As often happens with such committed endeavours, a chance connection opened the right doors: an aide of the Prince of Wales helped her establish contact with the World Monuments Fund [WMF] of USA. Jaisalmer Fort was placed on the Fund's 'Watch List of 100 Most Endangered Sites in the World' and prompted WMF to channel $100,000 to Jaisalmer, the largest single grant that the fund gives to a single subject. With local support from India's INTACH,  the 16th century Maharani's Palace has now been restored; it now houses the Jaisalmer Heritage Centre. JiJ is focusing on bite-sized projects like recreating an ambience that engenders a sense of care among the visitors and residents of Jaisalmer. It's Streetscape Revitalisation programme has taken two streets to restore them to their old world lineage.

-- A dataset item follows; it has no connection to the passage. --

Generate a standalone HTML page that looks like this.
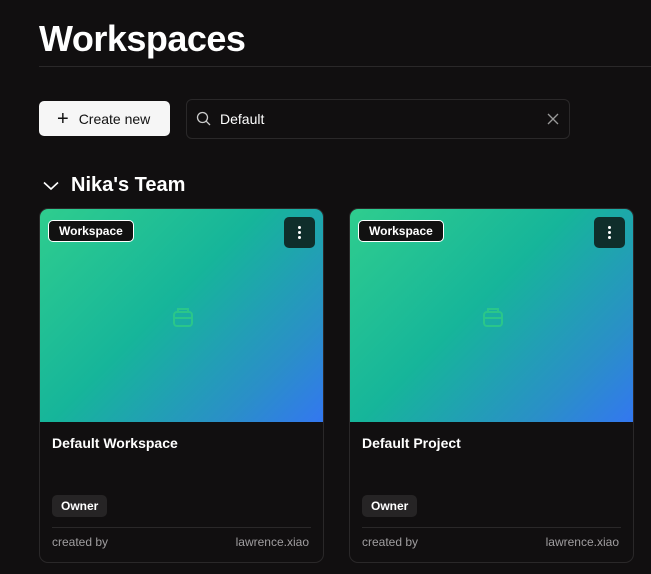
<!DOCTYPE html>
<html><head><style>
*{margin:0;padding:0;box-sizing:border-box}
body{width:651px;height:574px;background:#110f10;font-family:"Liberation Sans",sans-serif;color:#fff;overflow:hidden;position:relative}
h1{position:absolute;left:39px;top:18px;font-size:36px;font-weight:700;letter-spacing:-0.5px}
.hr{position:absolute;left:39px;top:66px;width:612px;height:1px;background:#2a2829}
.btn{position:absolute;left:39px;top:101px;width:131px;height:35px;background:#f6f6f6;border-radius:5px;color:#111;font-size:14px;display:flex;align-items:center;padding-left:18px}
.btn span{font-size:20px;margin-right:10px;font-weight:300;line-height:1}
.search{position:absolute;left:186px;top:99px;width:384px;height:40px;border:1px solid #2a2829;border-radius:6px;font-size:14px;display:flex;align-items:center;padding-left:33px}
.team{position:absolute;left:43px;top:174px;font-size:20px;font-weight:700;display:flex;align-items:center}
.card{position:absolute;top:208px;width:285px;height:355px;border:1px solid #2a2829;border-radius:9px;overflow:hidden}
.img{height:213px;background:linear-gradient(135deg,#2fcd8e 0%,#16b59a 45%,#2a8fc8 80%,#3377f0 100%);position:relative}
.tag{position:absolute;left:8px;top:11px;background:#111;border:1px solid #fff;border-radius:5px;font-size:12px;font-weight:700;padding:3px 10px}
.dots{position:absolute;right:8px;top:8px;width:31px;height:31px;background:#0f2e2b;border-radius:5px;display:flex;flex-direction:column;align-items:center;justify-content:center;gap:2px}
.dots i{width:3px;height:3px;background:#fff;border-radius:50%}
.ico{position:absolute;left:132px;top:97px}
.title{position:absolute;left:12px;top:226px;font-size:14px;font-weight:700}
.owner{position:absolute;left:12px;top:286px;background:#262425;border-radius:5px;font-size:12px;font-weight:700;padding:4px 9px}
.sep{position:absolute;left:12px;right:12px;top:318px;height:1px;background:#2a2829}
.foot{position:absolute;left:12px;right:14px;top:326px;font-size:12px;color:#a09ea0;display:flex;justify-content:space-between}
</style></head><body>
<h1>Workspaces</h1>
<div class="hr"></div>
<div class="btn"><span>+</span>Create new</div>
<div class="search">
<svg style="position:absolute;left:9px;top:11px" width="15" height="15" viewBox="0 0 15 15"><circle cx="6.5" cy="6.5" r="5" fill="none" stroke="#ccc" stroke-width="1.3"/><path d="M10.2 10.2L14 14" stroke="#ccc" stroke-width="1.3"/></svg>
Default
<svg style="position:absolute;right:10px;top:13px" width="12" height="12" viewBox="0 0 12 12"><path d="M1 1L11 11M11 1L1 11" stroke="#999" stroke-width="1.3"/></svg>
</div>
<div class="team"><svg width="16" height="10" viewBox="0 0 16 10" style="margin-right:12px"><path d="M1 1.5L8 8L15 1.5" fill="none" stroke="#fff" stroke-width="1.6"/></svg>Nika's Team</div>
<div class="card" style="left:39px">
<div class="img"><div class="tag">Workspace</div><div class="dots"><i></i><i></i><i></i></div>
<svg class="ico" width="22" height="22" viewBox="0 0 22 22"><rect x="2" y="6" width="18" height="14" rx="3" fill="none" stroke="#2ac68a" stroke-width="2"/><path d="M6 6V3h10v3M2 12h18" stroke="#2ac68a" stroke-width="2" fill="none"/></svg></div>
<div class="title">Default Workspace</div><div class="owner">Owner</div><div class="sep"></div>
<div class="foot"><span>created by</span><span>lawrence.xiao</span></div></div>
<div class="card" style="left:349px">
<div class="img"><div class="tag">Workspace</div><div class="dots"><i></i><i></i><i></i></div>
<svg class="ico" width="22" height="22" viewBox="0 0 22 22"><rect x="2" y="6" width="18" height="14" rx="3" fill="none" stroke="#2ac68a" stroke-width="2"/><path d="M6 6V3h10v3M2 12h18" stroke="#2ac68a" stroke-width="2" fill="none"/></svg></div>
<div class="title">Default Project</div><div class="owner">Owner</div><div class="sep"></div>
<div class="foot"><span>created by</span><span>lawrence.xiao</span></div></div>
</body></html>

Sewerages are to be repaired, houses stabilised and lavatories constructed.  The idea is to establish Jaisalmer as a continuing, sustainable, living city and not just a collection of empty restored monuments. Work is on, out there! Now!

Sue carries on her campaign to spread awareness and raise funds. In October 2000 and January 2001, she will personally play the guide to groups of concerned Indophiles, brought to Jaisalmer and Rajasthan, to see for themselves what needs to be done.

Visitors to this page are particularly requested to go to the JiJ site [see link below] and learn more of the work by this friend of India. And support her work in whatever way, they are able.

She is hopeful of saving Jaisalmer. 'We are not fighting an endless war, but a contained battle, and the finances - millions rather than tens of hundreds of millions - are attainable. Perhaps one individual can make a difference', she says.

Surely, Sue Carpenter belongs with the many heroic Ranis of Rajasthan who at various times fought for preserving their culture and heritage.